Canadian National Parks are among the most affordable travel bargains on the market. The unspoiled splendor you'll find in places such as Banff National Park will add value to any budget trip. Admission charges are modest in comparison to the value offered.
At an average of about $7 per person, it is hard to imagine much more value. And as of January 2018, visitors under 17 are admitted for free.
The collection of parks along the border between British Columbia and Alberta receives the most attention, and there's strong justification for that popularity. Some of the world's most beautiful scenery exists in Banff, Jasper, Yoho, Glacier, and Kootenay national parks. Budget travel to that area is highly recommended. Banff is a 9-10 hour drive from Seattle.
But the Discovery Pass is good in all 147 national parks, historic sites, and marine conservation areas from coast to coast.
Within a Day's Drive of Boston: Fundy National Park
Fundy National Park claims to host the world's highest tides. Named for the famous Bay of Fundy, this park in New Brunswick is about an eight-hour drive from Boston (just less than 500 miles). Many consider it a must-see on any tour of Canada's Maritime Provinces. The drive from New York is about 12 hours.
The tidal conditions afford visitors a rare opportunity to explore sea life at low tide and then witness the covering of that sea bottom with about 50 feet of salt water at high tide. In addition, the 80-square-mile park is home to 25 waterfalls and the same number of hiking trails.
Fishing, golfing, tennis, and even lawn bowling are available activities at the park, which also hosts six mountain bike trails.
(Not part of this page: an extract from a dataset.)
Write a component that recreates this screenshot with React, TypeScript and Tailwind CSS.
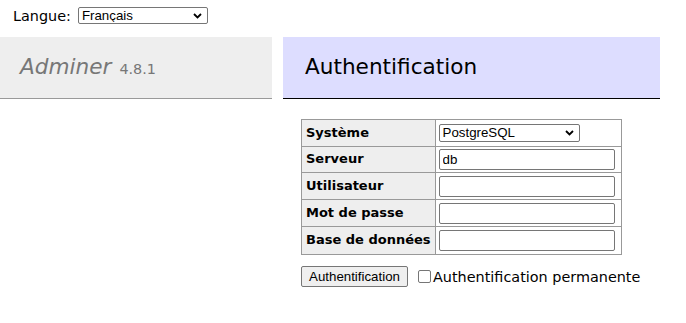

At the camp headquarters, you can rent a yurt with a bay view for $115 CAN/night. These tend to sell out quickly, so reserve well in advance when possible. Bring your own sheets, sleeping bags, and blankets. Other overnight park options range from about $16 CAN/night for a primitive campsite to $25 CAN/night for sites with adjacent water and toilet facilities.
The nearest town with accommodations is Alma, just beyond the eastern entrance to the park.
Within a Day's Drive of New York: La Mauricie National Park
In addition to the park's features, there are 13 historic sites within a short distance of La Mauricie, situated in the scenic Laurentian Mountains of Quebec.
Canoeing and camping are popular activities in summer, and snowshoeing on the Solitaire Lake Trail is a big draw in winter. Those in outstanding physical condition tackle the 17-kilometer Deux-Criques, which is probably the park's most challenging trail. Cross-country skiing is also popular here, with several trails that include both flat and downhill terrains.
Another outdoor adventure here is the Waber Falls expedition, which involves an entire day of canoeing, portaging, and hiking. Leave early in the morning and pack a lunch!
You can canoe to primitive campsites, or choose a site serviced with electricity and toilet facilities. Shawinigan, a city of 50,000 people, provides a selection of accommodations and dining. The city center is located just a few miles south of the park's Saint-Jean-des-Piles entrance.
Within a Short Drive of Detroit: Point Pelee National Park
Point Pelee is the southernmost place on the Canadian mainland, and it is only 40 miles from downtown Detroit. You can make the drive in about an hour.
This is a place where birdwatchers can log a host of sightings in the marsh areas, either from a rented canoe or kayak or from the park's marsh boardwalk. There is a fully equipped visitor center for orientation.
Guided marsh tours by canoe are conducted in summer, and walking tours focused on birding or wildflowers also are available at various times. Check on the tour schedule that will be available at the time of your visit.
Camping facilities are not available in the park. Leamington accommodations can be found a few miles from the park's northern boundary. Leamington also hosts a ferry service connecting with Pelee Island and Sandusky, Ohio.
Within a Short Drive of Seattle: Gulf Islands National Park
Gulf Islands National Park covers about 14 square miles, but that area is spread across 15 islands in British Columbia.
BC Ferries serves three of the largest islands (Mayne, Pender, and Saturna). Getting around is usually the biggest expense at this park, since many come for camping and hiking that otherwise involves few fees. Note that in addition to the ferries, there are charter boat services in the area.
Travel time from Seattle is about five hours, but the actual distance is only 164 miles. Delays at the border crossing account for some of that time.
Georgina Point, on Mayne Island, is a great place to watch for wildlife, including Orca whales and seals. On nearby Vancouver Island, visitors find the park's largest campground, and the charming town of Sidney, which is large enough to host accommodations.
During the summer months, some of the larger islands host interpretive programs that will introduce you to the ecosystem of the area.